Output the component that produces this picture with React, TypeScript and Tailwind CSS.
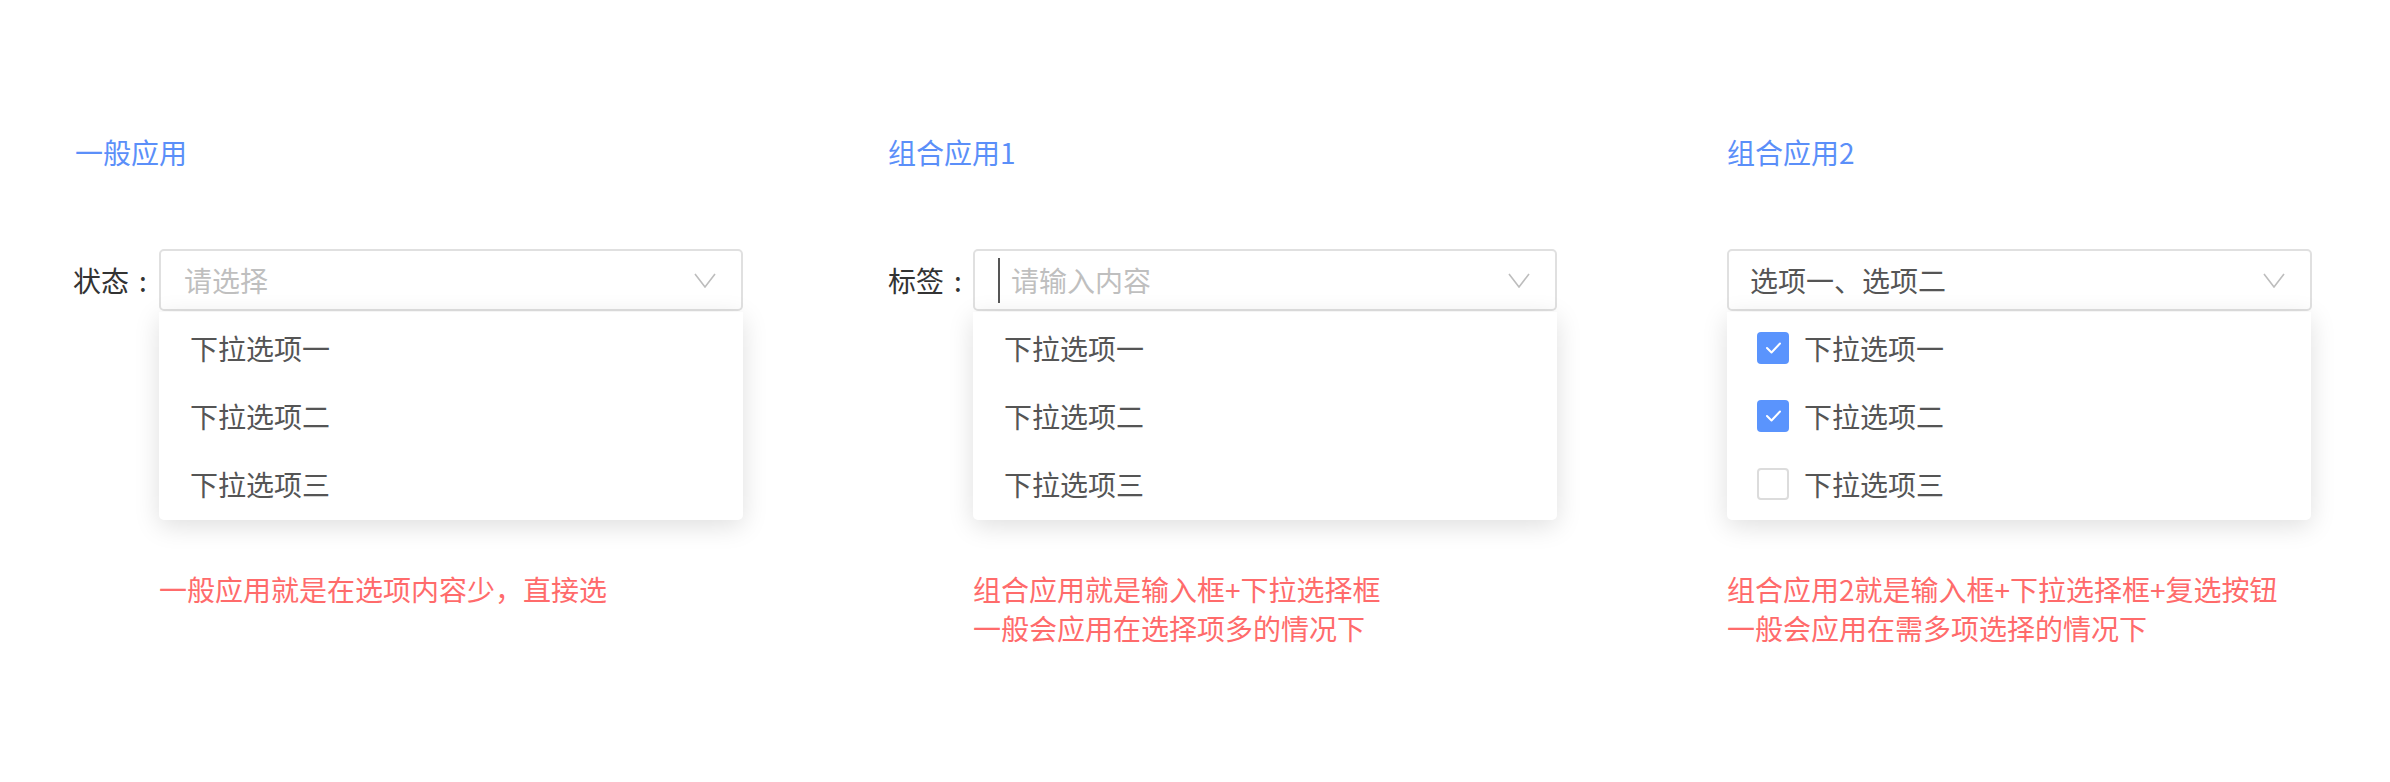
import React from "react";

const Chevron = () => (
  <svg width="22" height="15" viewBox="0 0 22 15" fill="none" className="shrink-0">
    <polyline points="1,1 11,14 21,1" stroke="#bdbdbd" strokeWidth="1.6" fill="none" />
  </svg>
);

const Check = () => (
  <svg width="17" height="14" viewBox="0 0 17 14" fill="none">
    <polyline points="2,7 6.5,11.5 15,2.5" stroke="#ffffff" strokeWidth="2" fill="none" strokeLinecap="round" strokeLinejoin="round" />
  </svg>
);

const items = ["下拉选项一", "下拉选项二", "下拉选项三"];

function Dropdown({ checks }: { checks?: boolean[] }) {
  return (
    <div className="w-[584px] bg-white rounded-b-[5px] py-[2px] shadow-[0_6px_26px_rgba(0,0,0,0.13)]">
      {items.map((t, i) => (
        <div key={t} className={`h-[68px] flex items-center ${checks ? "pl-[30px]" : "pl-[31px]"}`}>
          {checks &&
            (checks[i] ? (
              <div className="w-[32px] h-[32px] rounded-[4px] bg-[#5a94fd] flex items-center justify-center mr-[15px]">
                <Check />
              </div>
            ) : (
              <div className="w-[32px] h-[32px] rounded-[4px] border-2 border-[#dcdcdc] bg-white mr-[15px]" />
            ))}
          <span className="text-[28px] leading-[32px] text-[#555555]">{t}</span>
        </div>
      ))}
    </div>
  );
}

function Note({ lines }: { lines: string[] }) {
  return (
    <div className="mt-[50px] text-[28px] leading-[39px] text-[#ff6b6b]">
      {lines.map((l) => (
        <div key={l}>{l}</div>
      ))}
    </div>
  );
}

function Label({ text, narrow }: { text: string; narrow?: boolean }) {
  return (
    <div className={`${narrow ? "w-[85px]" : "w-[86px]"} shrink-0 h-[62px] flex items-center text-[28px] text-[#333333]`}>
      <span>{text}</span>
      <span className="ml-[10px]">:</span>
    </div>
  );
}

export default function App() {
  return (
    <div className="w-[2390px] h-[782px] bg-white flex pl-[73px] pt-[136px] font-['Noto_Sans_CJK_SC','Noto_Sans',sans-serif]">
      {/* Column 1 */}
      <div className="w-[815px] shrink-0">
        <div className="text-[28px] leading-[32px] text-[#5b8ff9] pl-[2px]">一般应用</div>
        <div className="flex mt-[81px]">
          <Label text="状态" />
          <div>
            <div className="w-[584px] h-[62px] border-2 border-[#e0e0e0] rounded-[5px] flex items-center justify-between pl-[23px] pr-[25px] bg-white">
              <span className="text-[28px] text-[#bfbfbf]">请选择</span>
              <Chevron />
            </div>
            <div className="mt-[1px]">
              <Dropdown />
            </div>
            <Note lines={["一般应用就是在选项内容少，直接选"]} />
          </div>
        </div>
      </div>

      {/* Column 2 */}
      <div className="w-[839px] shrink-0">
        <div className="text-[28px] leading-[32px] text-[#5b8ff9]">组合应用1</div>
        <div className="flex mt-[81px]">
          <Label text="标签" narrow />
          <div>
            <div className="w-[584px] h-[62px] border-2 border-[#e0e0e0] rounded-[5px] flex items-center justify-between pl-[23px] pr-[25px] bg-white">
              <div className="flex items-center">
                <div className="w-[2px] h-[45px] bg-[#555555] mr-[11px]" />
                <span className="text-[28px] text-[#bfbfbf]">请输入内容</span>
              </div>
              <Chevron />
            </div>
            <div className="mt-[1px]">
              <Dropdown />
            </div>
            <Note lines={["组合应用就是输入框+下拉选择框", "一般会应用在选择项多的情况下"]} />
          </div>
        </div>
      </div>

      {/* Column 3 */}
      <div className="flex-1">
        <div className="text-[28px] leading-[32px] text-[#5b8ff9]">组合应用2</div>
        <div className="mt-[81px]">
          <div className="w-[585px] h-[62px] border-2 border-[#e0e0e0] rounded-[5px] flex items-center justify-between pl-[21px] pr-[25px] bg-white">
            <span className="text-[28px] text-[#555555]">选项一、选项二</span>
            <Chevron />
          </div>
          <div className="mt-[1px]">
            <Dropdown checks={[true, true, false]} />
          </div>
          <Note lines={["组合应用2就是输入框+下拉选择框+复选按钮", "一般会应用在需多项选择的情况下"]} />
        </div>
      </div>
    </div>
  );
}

§ **YOUR INSTRUCTIONS**
Exactly how many lines contain "React"? State the number and nothing else.

§ **RIGHT ANSWER**
2